Saturday 26 May saw a small group of media representatives, academics, and literature lovers assemble at Durban’s Stellawood Cemetery in remembrance of Lewis Nkosi. Nkosi’s widow, Professor Astrid Starck-Adler, was in attendance to unveil the stele which was designed by sculptor Andries Botha, known for his numerous elephant installations around he globe.
Starck-Adler welcomed those in attendance before introducing a saxophonist who was to perform some of Nkosi’s favourite jazz standards: Chalie Parker’s “Bluebirds” and the popular tune, “Between the Devil and the Deep Blue Sea”. The musical numbers were followed by Litzi Lombardozzi’s reading of the opening chapter of
Nkosi’s most celebrated novel is Mating Birds, in which Ndi Sibiya describes the Durban beachfront and now-renamed Snakepark Beach.

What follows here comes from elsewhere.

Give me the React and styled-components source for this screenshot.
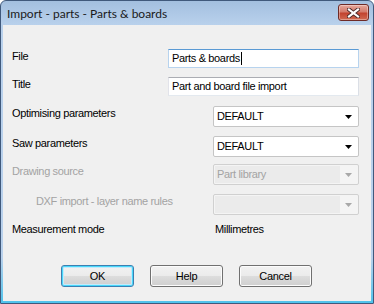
import styled, { createGlobalStyle } from "styled-components";

const GlobalStyle = createGlobalStyle`
  html, body {
    margin: 0;
    padding: 0;
    background: #ffffff;
  }
  * {
    box-sizing: border-box;
  }
`;

const Window = styled.div`
  width: 374px;
  height: 304px;
  display: flex;
  flex-direction: column;
  border: 1px solid #40597c;
  border-radius: 6px 6px 0 0;
  background: linear-gradient(#a3bfdf 0, #b9d1ec 24px, #b9d1ec 85%, #4fc3ec 100%);
  overflow: hidden;
`;

const TitleBar = styled.div`
  height: 24px;
  display: flex;
  align-items: center;
  justify-content: space-between;
  padding: 1px 4px 0 6px;
`;

const TitleText = styled.div`
  font-family: Lato, "Open Sans", sans-serif;
  font-size: 12px;
  color: #1a1a1a;
`;

const CloseButton = styled.div`
  width: 31px;
  height: 17px;
  margin-top: -2px;
  border: 1px solid #6e2a26;
  border-radius: 3px;
  background: linear-gradient(#e7a89c 0, #d37b6c 45%, #c2432f 55%, #d06a52 100%);
  box-shadow: inset 0 0 0 1px rgba(255, 255, 255, 0.35);
  display: flex;
  align-items: center;
  justify-content: center;
`;

const Body = styled.div`
  flex: 1;
  margin: 0 2px 2px 2px;
  background: #f0f0f0;
  display: flex;
  flex-direction: column;
`;

const Form = styled.div`
  display: grid;
  grid-template-columns: minmax(0, 1fr) auto;
  grid-template-rows: 28px 29px 30px 28px 30px 28px 20px;
  padding: 24px 12px 0 9px;
  font-family: "Liberation Sans", Arial, sans-serif;
  font-size: 11px;
  letter-spacing: -0.35px;
  & > :nth-child(even) {
    justify-self: end;
    align-self: start;
  }
`;

const Label = styled.div`
  line-height: 13px;
  padding-top: 1px;
  padding-left: ${(p) => (p.$indent ? "24px" : "0")};
  color: ${(p) => (p.$disabled ? "#a3a3a3" : "#000000")};
  white-space: nowrap;
`;

const TextBox = styled.div`
  width: 191px;
  height: 19px;
  background: #ffffff;
  border: 1px solid;
  border-color: ${(p) =>
    p.$focused ? "#5a9ad4 #b7d3ee #b7d3ee #b7d3ee" : "#abadb3 #dbdfe6 #e3e9ef #e2e3ea"};
  display: flex;
  align-items: center;
  padding-left: 3px;
  line-height: 13px;
  color: #000000;
`;

const Caret = styled.span`
  display: inline-block;
  width: 1px;
  height: 13px;
  background: #000000;
  margin-left: 1px;
`;

const Combo = styled.div`
  width: 146px;
  height: 21px;
  border: 1px solid ${(p) => (p.$disabled ? "#d0d0d0" : "#c5c5c5")};
  border-radius: 2px;
  background: ${(p) => (p.$disabled ? "#f4f4f4" : "#ffffff")};
  display: flex;
  align-items: center;
  padding: 1px;
`;

const ComboValue = styled.div`
  flex: 1;
  height: 100%;
  display: flex;
  align-items: center;
  padding-left: 2px;
  line-height: 13px;
  background: ${(p) => (p.$disabled ? "#ebebeb" : "transparent")};
  color: ${(p) => (p.$disabled ? "#a3a3a3" : "#000000")};
`;

const ComboArrow = styled.div`
  width: 17px;
  display: flex;
  justify-content: center;
  align-items: center;
`;

const Value = styled.div`
  width: 146px;
  padding-left: 2px;
  padding-top: 1px;
  line-height: 13px;
`;

const ButtonRow = styled.div`
  display: flex;
  justify-content: center;
  gap: 16px;
  margin-top: 23px;
  padding-right: 1px;
`;

const Button = styled.div`
  width: 73px;
  height: 22px;
  border: 1px solid ${(p) => (p.$default ? "#3c7fb1" : "#707070")};
  border-radius: 3px;
  background: linear-gradient(#f2f2f2 0, #ebebeb 50%, #dddddd 50%, #cfcfcf 100%);
  box-shadow: ${(p) =>
    p.$default ? "inset 0 0 0 1px #48d8fb, inset 0 0 0 2px #c4eafb" : "inset 0 0 0 1px #fcfcfc"};
  display: flex;
  align-items: center;
  justify-content: center;
  font-family: "Liberation Sans", Arial, sans-serif;
  font-size: 11px;
  letter-spacing: -0.3px;
  color: #000000;
`;

const CloseIcon = () => (
  <svg width="13" height="10" viewBox="0 0 13 10">
    <path d="M2 1.5 L11 8.5 M11 1.5 L2 8.5" stroke="#4a2a2a" strokeWidth="4" strokeLinecap="square" />
    <path d="M2 1.5 L11 8.5 M11 1.5 L2 8.5" stroke="#ffffff" strokeWidth="2.2" strokeLinecap="square" />
  </svg>
);

const DownArrow = ({ disabled }) => (
  <svg width="7" height="4" viewBox="0 0 7 4">
    <path d="M0 0 H7 L3.5 4 Z" fill={disabled ? "#a8a8a8" : "#000000"} />
  </svg>
);

const Select = ({ value, disabled }) => (
  <Combo $disabled={disabled}>
    <ComboValue $disabled={disabled}>{value}</ComboValue>
    <ComboArrow>
      <DownArrow disabled={disabled} />
    </ComboArrow>
  </Combo>
);

export default function App() {
  return (
    <>
      <GlobalStyle />
      <Window>
        <TitleBar>
          <TitleText>Import - parts - Parts &amp; boards</TitleText>
          <CloseButton>
            <CloseIcon />
          </CloseButton>
        </TitleBar>
        <Body>
          <Form>
            <Label>File</Label>
            <TextBox $focused>
              Parts &amp; boards
              <Caret />
            </TextBox>

            <Label>Title</Label>
            <TextBox>Part and board file import</TextBox>

            <Label>Optimising parameters</Label>
            <Select value="DEFAULT" />

            <Label>Saw parameters</Label>
            <Select value="DEFAULT" />

            <Label $disabled>Drawing source</Label>
            <Select value="Part library" disabled />

            <Label $disabled $indent>
              DXF import - layer name rules
            </Label>
            <Select value="" disabled />

            <Label>Measurement mode</Label>
            <Value>Millimetres</Value>
          </Form>
          <ButtonRow>
            <Button $default>OK</Button>
            <Button>Help</Button>
            <Button>Cancel</Button>
          </ButtonRow>
        </Body>
      </Window>
    </>
  );
}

Starck-Adler followed the reading with various anecdotes concerning Nkosi’s life in Basel and his enduring emotional connection with South Africa. The stele, designed by Andries Botha stands as testament to this connection as the volcanic boulder was sourced from a river in the Midlands in which Nkosi was swum as a young boy. The birds attached to the boulder reference the birds from the opening chapter of Mating Birds. Starck-Adler pointed out that, while Nkosi and Botha never met in person, the stele – located on Terrace T56 – exists as a symbolic meeting of these to Durban-born artists that serves as both memorial and work of art simultaneously.